In der nächsten halben Stunden bestätigt sich ihr Bild des Unverständlichen, europäisch Fremden: kein Smartphone, quasi führerscheinlos und dann auch noch Vegetarierin. "Well, if you are a vegetarian, then I'm the opposite. I eat a lot of meat, I mean A LOT" entgegnet sie selbstbewusst, die mit Bacon und Käse triefenden Nachos in sich reinstopfend, die sie sich grad auf dem Heimweg nach der Pediküre gegönnt hat. Auch abseits ihrer Essensgewohnheiten scheint sie mir äußerst repräsentativ zu sein - ein seltsames Gefühl ist das, gleichzeitig beruhigend - weil so konform mit den eigenen Vorurteilen - und gleichzeitig erschütternd in seiner schablonenhaften Trivialität, immer die Dinge vorzufinden, die man ja eigentlich schon erwartet.
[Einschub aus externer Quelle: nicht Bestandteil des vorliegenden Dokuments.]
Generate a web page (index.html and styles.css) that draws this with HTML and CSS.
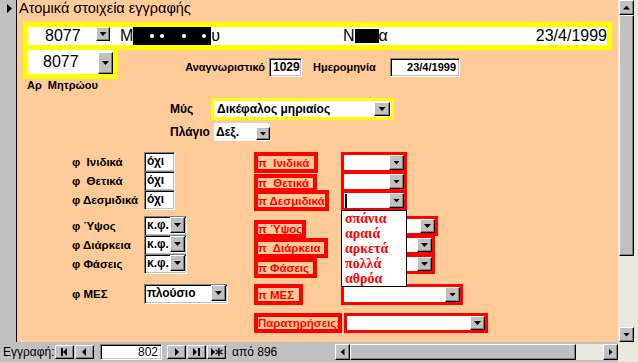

Überall im Haus befinden sich jedenfalls Familienbilder der properen Familie, blondiert, drapiert, lächelnd.

Danach offenbaren sich jedoch sympathische Nerdismen und etwaige, politisch sympathische Ansichten. Julie hat dem Game of Thrones Fandom eine richtige Krone aufgesetzt: auf ihrer Wade prang ein Tattoo mit den Worten A READER LIVES A THOUSAND LIVES. Der Nerd Julie arbeitet im Health Care Management und ist deswegen kaum zu Hause. Ist sie zuhause, dann läuft Game of Thrones. Dass sie am Arsch der Stadt wohnt, stört sie nicht - und alle airbnbgäste bis auf die seltsame Europäerin hätten ja auch schließlich Autos. Allerdings würden manchmal Anfragen kommen, ob sich hinter der von ihr beschriebenen Diverse Neighborhood irgendwelche messerstechenden Gangsterklischees verbergen könnten. "And then I usually write back: with diverse I mean multi-ethnic, I feel save and finde and so should you. I mean there are lots of black people, but if you've got a problem with that, that probably means you're racist." Am Freitag will sie mit einer Freundin in ein chinesisches Restaurant Karaoke singen gehen - da gehe ich natürlich mit.